▶ [Task objective]
Find each line with the word "index" and say how many there are, nothing else.

-- Information provided start --

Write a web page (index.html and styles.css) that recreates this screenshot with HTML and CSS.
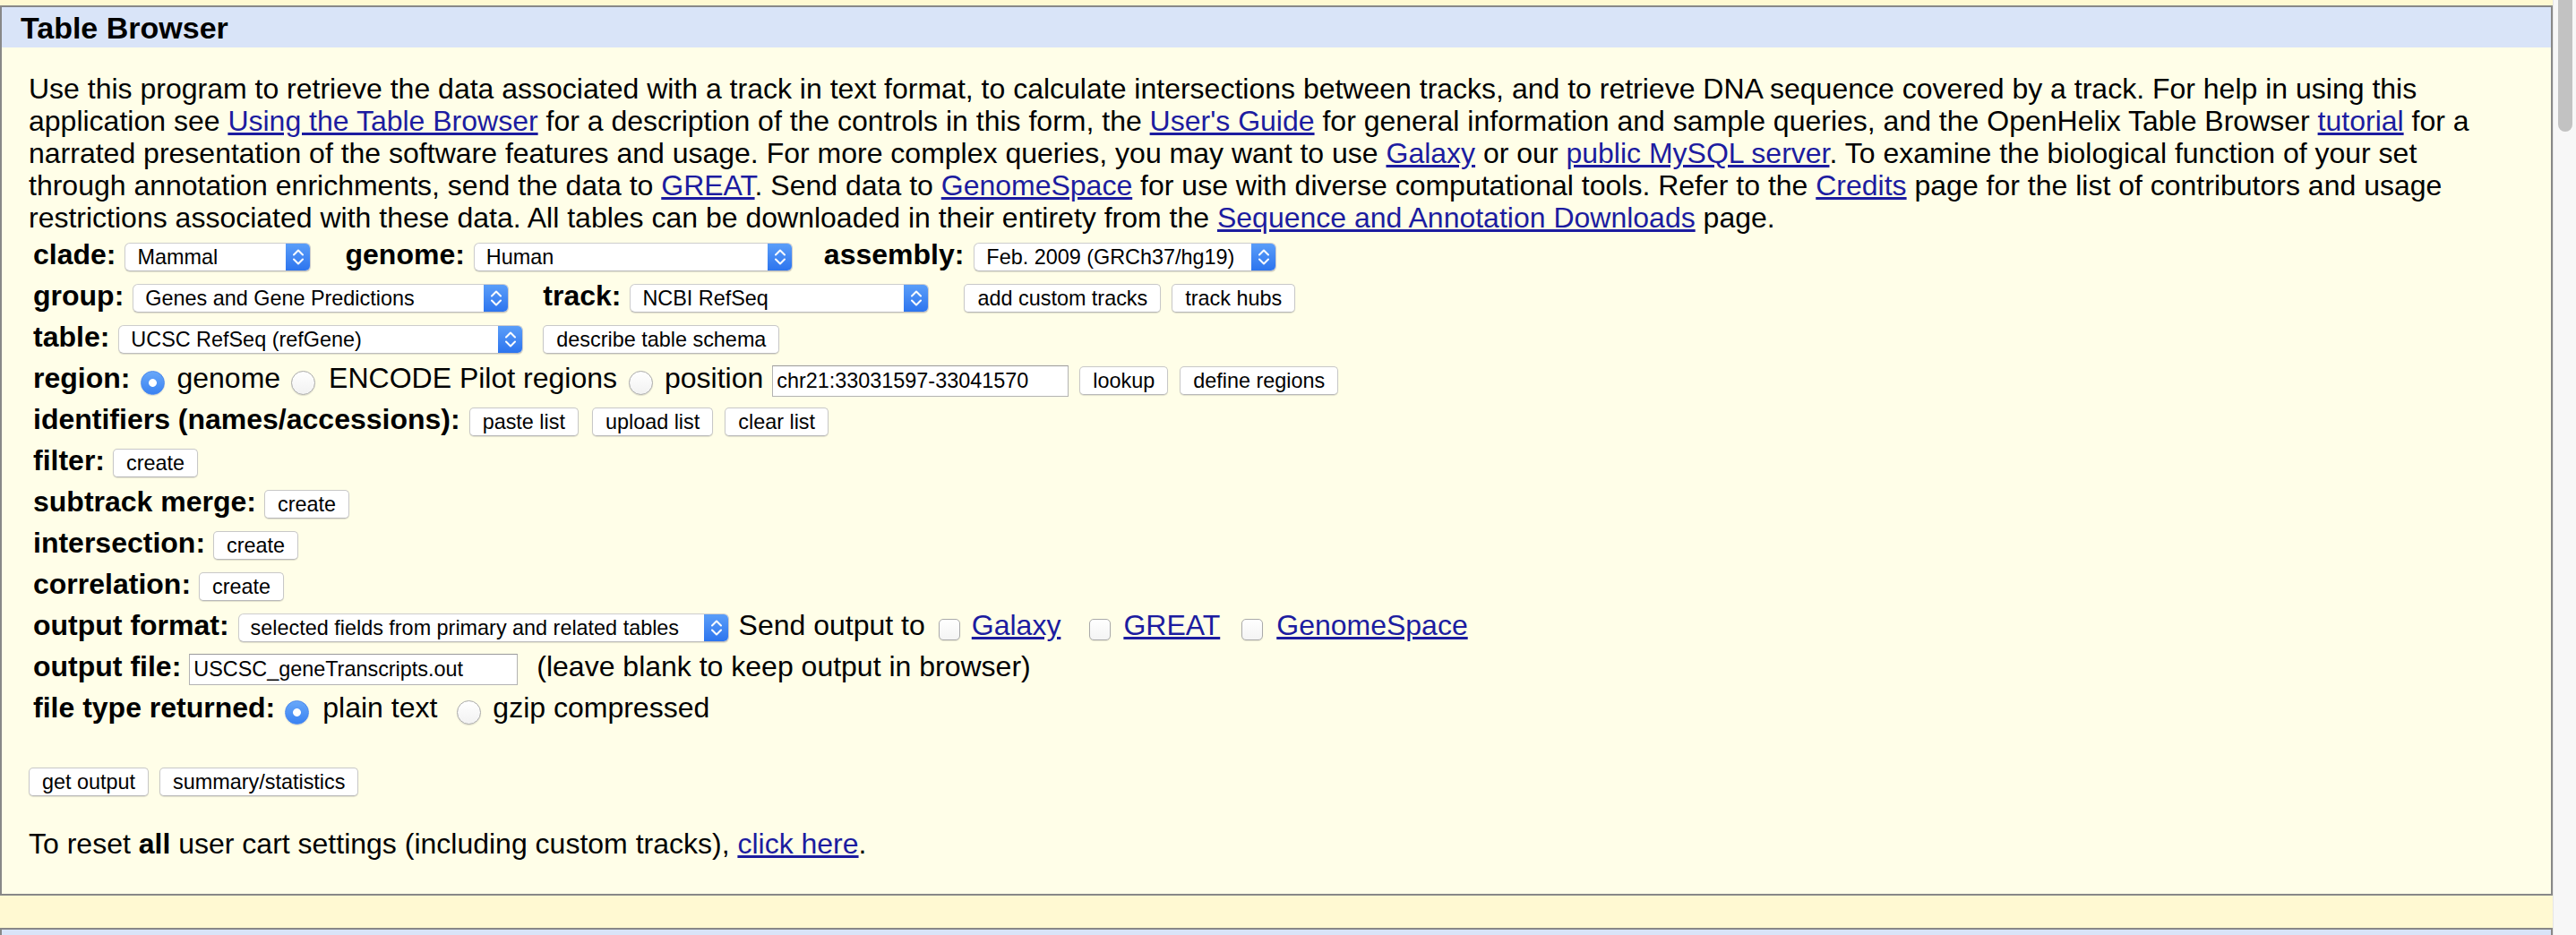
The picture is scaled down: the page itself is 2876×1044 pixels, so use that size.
FILE: index.html
```html
<!DOCTYPE html>
<html lang="en">
<head>
<meta charset="utf-8">
<title>Table Browser</title>
<link rel="stylesheet" href="styles.css">
</head>
<body>
<div class="page">
  <div class="main">
    <section class="box">
      <h1 class="box-title">Table Browser</h1>
      <div class="box-body">
        <p class="intro">Use this program to retrieve the data associated with a track in text format, to calculate intersections between tracks, and to retrieve DNA sequence covered by a track. For help in using this application see <a href="#">Using the Table Browser</a> for a description of the controls in this form, the <a href="#">User's Guide</a> for general information and sample queries, and the OpenHelix Table Browser <a href="#">tutorial</a> for a narrated presentation of the software features and usage. For more complex queries, you may want to use <a href="#">Galaxy</a> or our <a href="#">public MySQL server</a>. To examine the biological function of your set through annotation enrichments, send the data to <a href="#">GREAT</a>. Send data to <a href="#">GenomeSpace</a> for use with diverse computational tools. Refer to the <a href="#">Credits</a> page for the list of contributors and usage restrictions associated with these data. All tables can be downloaded in their entirety from the <a href="#">Sequence and Annotation Downloads</a> page.</p>

        <form class="form">
          <div class="row">
            <b class="lbl">clade:</b>
            <span class="sel w-clade ml10"><select><option>Mammal</option></select><span class="arrow"><svg viewBox="0 0 14 20" width="14" height="20"><path d="M2 7.5 L7 2.5 L12 7.5 M2 12.5 L7 17.5 L12 12.5"/></svg></span></span>
            <b class="lbl ml38">genome:</b>
            <span class="sel w-genome ml10"><select><option>Human</option></select><span class="arrow"><svg viewBox="0 0 14 20" width="14" height="20"><path d="M2 7.5 L7 2.5 L12 7.5 M2 12.5 L7 17.5 L12 12.5"/></svg></span></span>
            <b class="lbl ml35">assembly:</b>
            <span class="sel w-assembly ml11"><select><option>Feb. 2009 (GRCh37/hg19)</option></select><span class="arrow"><svg viewBox="0 0 14 20" width="14" height="20"><path d="M2 7.5 L7 2.5 L12 7.5 M2 12.5 L7 17.5 L12 12.5"/></svg></span></span>
          </div>
          <div class="row">
            <b class="lbl">group:</b>
            <span class="sel w-group ml10"><select><option>Genes and Gene Predictions</option></select><span class="arrow"><svg viewBox="0 0 14 20" width="14" height="20"><path d="M2 7.5 L7 2.5 L12 7.5 M2 12.5 L7 17.5 L12 12.5"/></svg></span></span>
            <b class="lbl ml38">track:</b>
            <span class="sel w-track ml10"><select><option>NCBI RefSeq</option></select><span class="arrow"><svg viewBox="0 0 14 20" width="14" height="20"><path d="M2 7.5 L7 2.5 L12 7.5 M2 12.5 L7 17.5 L12 12.5"/></svg></span></span>
            <button type="button" class="btn ml39">add custom tracks</button>
            <button type="button" class="btn ml12">track hubs</button>
          </div>
          <div class="row">
            <b class="lbl">table:</b>
            <span class="sel w-table ml10"><select><option>UCSC RefSeq (refGene)</option></select><span class="arrow"><svg viewBox="0 0 14 20" width="14" height="20"><path d="M2 7.5 L7 2.5 L12 7.5 M2 12.5 L7 17.5 L12 12.5"/></svg></span></span>
            <button type="button" class="btn ml22">describe table schema</button>
          </div>
          <div class="row">
            <b class="lbl">region:</b>
            <input type="radio" name="region" class="radio ml12" checked>
            <span class="txt ml13">genome</span>
            <input type="radio" name="region" class="radio ml12">
            <span class="txt ml15">ENCODE Pilot regions</span>
            <input type="radio" name="region" class="radio ml13">
            <span class="txt ml13">position</span>
            <input type="text" class="field w-pos ml10" value="chr21:33031597-33041570">
            <button type="button" class="btn ml12">lookup</button>
            <button type="button" class="btn ml13">define regions</button>
          </div>
          <div class="row">
            <b class="lbl">identifiers (names/accessions):</b>
            <button type="button" class="btn ml10">paste list</button>
            <button type="button" class="btn ml15">upload list</button>
            <button type="button" class="btn ml13">clear list</button>
          </div>
          <div class="row">
            <b class="lbl">filter:</b>
            <button type="button" class="btn ml9">create</button>
          </div>
          <div class="row">
            <b class="lbl">subtrack merge:</b>
            <button type="button" class="btn ml9">create</button>
          </div>
          <div class="row">
            <b class="lbl">intersection:</b>
            <button type="button" class="btn ml9">create</button>
          </div>
          <div class="row">
            <b class="lbl">correlation:</b>
            <button type="button" class="btn ml9">create</button>
          </div>
          <div class="row">
            <b class="lbl">output format:</b>
            <span class="sel w-format ml10"><select><option>selected fields from primary and related tables</option></select><span class="arrow"><svg viewBox="0 0 14 20" width="14" height="20"><path d="M2 7.5 L7 2.5 L12 7.5 M2 12.5 L7 17.5 L12 12.5"/></svg></span></span>
            <span class="txt ml11">Send output to</span>
            <input type="checkbox" class="check ml15">
            <a href="#" class="txt ml13">Galaxy</a>
            <input type="checkbox" class="check ml32">
            <a href="#" class="txt ml14">GREAT</a>
            <input type="checkbox" class="check ml24">
            <a href="#" class="txt ml15">GenomeSpace</a>
          </div>
          <div class="row">
            <b class="lbl">output file:</b>
            <input type="text" class="field w-file ml9" value="USCSC_geneTranscripts.out">
            <span class="txt ml21">(leave blank to keep output in browser)</span>
          </div>
          <div class="row">
            <b class="lbl">file type returned:</b>
            <input type="radio" name="ftype" class="radio ml11" checked>
            <span class="txt ml15">plain text</span>
            <input type="radio" name="ftype" class="radio ml22">
            <span class="txt ml13">gzip compressed</span>
          </div>

          <div class="actions">
            <button type="button" class="btn">get output</button>
            <button type="button" class="btn ml12">summary/statistics</button>
          </div>
        </form>

        <p class="reset">To reset <b>all</b> user cart settings (including custom tracks), <a href="#">click here</a>.</p>
      </div>
    </section>

    <section class="box next">
      <h2 class="box-title">Using the Table Browser</h2>
    </section>
  </div>
  <div class="scrollbar"><div class="thumb"></div></div>
</div>
</body>
</html>
```

FILE: styles.css
```css
html, body {
  margin: 0;
  padding: 0;
  height: 100%;
  overflow: hidden;
}

body {
  background: #FFF9D2;
  font-family: "Liberation Sans", Arial, Helvetica, sans-serif;
  font-size: 32px;
  color: #000;
}

a {
  color: #1c1ca0;
  text-decoration: underline;
}

.page {
  display: flex;
  height: 100%;
}

.main {
  flex: 1;
  padding-top: 6px;
  min-width: 0;
}

.scrollbar {
  width: 25px;
  flex: none;
  background: #f7f7f7;
  border-left: 1px solid #e6e6e6;
  display: flex;
  justify-content: center;
}

.thumb {
  width: 16px;
  height: 147px;
  background: #c2c2c2;
  border-radius: 0 0 8px 8px;
}

.box {
  border: 2px solid #888888;
  background: #FFFEE8;
}

.box.next {
  margin-top: 36px;
}

.box-title {
  margin: 0;
  background: #D9E4F8;
  font-size: 34px;
  font-weight: bold;
  line-height: 43px;
  padding: 2px 0 0 21px;
}

.box-body {
  padding: 28px 60px 38px 30px;
}

.intro {
  margin: 0;
  line-height: 36px;
}

.form {
  margin: 5px 0 0 0;
}

.row {
  display: flex;
  align-items: baseline;
  height: 46px;
  padding-left: 5px;
  white-space: nowrap;
  line-height: 36px;
}

.lbl {
  font-weight: bold;
}

.txt {
  line-height: 36px;
}

/* controls */
.btn,
.sel select,
.field {
  font-family: "Liberation Sans", Arial, Helvetica, sans-serif;
  font-size: 23.4px;
  color: #000;
}

.btn {
  height: 32px;
  line-height: 30px;
  padding: 0 14px;
  margin-top: 0;
  margin-bottom: 0;
  margin-right: 0;
  background: #fff;
  border: 1px solid #c8c8c8;
  border-bottom-color: #b9b9b9;
  border-radius: 5px;
  box-shadow: 0 1px 1px rgba(0, 0, 0, 0.12);
  white-space: nowrap;
}

.sel {
  display: inline-flex;
  height: 32px;
  box-sizing: border-box;
  background: #fff;
  border: 1px solid #cdcdcd;
  border-bottom-color: #bdbdbd;
  border-radius: 6px;
  box-shadow: 0 1px 1px rgba(0, 0, 0, 0.12);
  overflow: hidden;
}

.sel select {
  appearance: none;
  -webkit-appearance: none;
  flex: 1;
  min-width: 0;
  height: 30px;
  line-height: 30px;
  border: 0;
  margin: 0;
  padding: 0 0 0 13px;
  background: transparent;
  outline: none;
}

.sel .arrow {
  flex: none;
  width: 28px;
  margin: -1px -1px -1px 0;
  background: linear-gradient(#5c9ff9, #2b73ee);
  display: flex;
  align-items: center;
  justify-content: center;
  border-radius: 0 6px 6px 0;
}

.sel .arrow svg {
  fill: none;
  stroke: #fff;
  stroke-width: 2;
  stroke-linecap: round;
  stroke-linejoin: round;
}

.w-clade { width: 208px; }
.w-genome { width: 356px; }
.w-assembly { width: 338px; }
.w-group { width: 420px; }
.w-track { width: 334px; }
.w-table { width: 452px; }
.w-format { width: 548px; }

.field {
  height: 35px;
  box-sizing: border-box;
  line-height: 33px;
  padding: 0 4px;
  margin-top: 0;
  margin-bottom: 0;
  margin-right: 0;
  border: 1px solid #b3b3b3;
  border-top-color: #9a9a9a;
  background: #fff;
  border-radius: 0;
}

.w-pos { width: 331px; }
.w-file { width: 367px; }

.radio {
  appearance: none;
  -webkit-appearance: none;
  align-self: center;
  width: 27px;
  height: 27px;
  margin-top: 0;
  margin-bottom: 0;
  margin-right: 0;
  border-radius: 50%;
  border: 1px solid #a9a9a9;
  background: linear-gradient(#ffffff, #f2f2f2);
  box-shadow: 0 1px 1px rgba(0, 0, 0, 0.12);
  box-sizing: border-box;
}

.radio:checked {
  border-color: #4a88ee;
  background:
    radial-gradient(circle at center, #ffffff 0, #ffffff 4px, transparent 4.8px),
    linear-gradient(#68a8f9, #3a82f2);
}

.check {
  appearance: none;
  -webkit-appearance: none;
  align-self: center;
  width: 24px;
  height: 24px;
  margin-top: 0;
  margin-bottom: 0;
  margin-right: 0;
  border: 1px solid #aaaaaa;
  border-radius: 5px;
  background: linear-gradient(#ffffff, #f4f4f4);
  box-shadow: 0 1px 1px rgba(0, 0, 0, 0.1);
  box-sizing: border-box;
}

.actions {
  display: flex;
  align-items: baseline;
  margin-top: 39px;
}

.reset {
  margin: 35px 0 0 0;
  line-height: 36px;
}

/* spacing utilities */
.ml9 { margin-left: 9px; }
.ml10 { margin-left: 10px; }
.ml11 { margin-left: 11px; }
.ml12 { margin-left: 12px; }
.ml13 { margin-left: 13px; }
.ml14 { margin-left: 14px; }
.ml15 { margin-left: 15px; }
.ml21 { margin-left: 21px; }
.ml22 { margin-left: 22px; }
.ml24 { margin-left: 24px; }
.ml32 { margin-left: 32px; }
.ml35 { margin-left: 35px; }
.ml38 { margin-left: 38px; }
.ml39 { margin-left: 39px; }
```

-- Information provided end --

▶ [The result]
2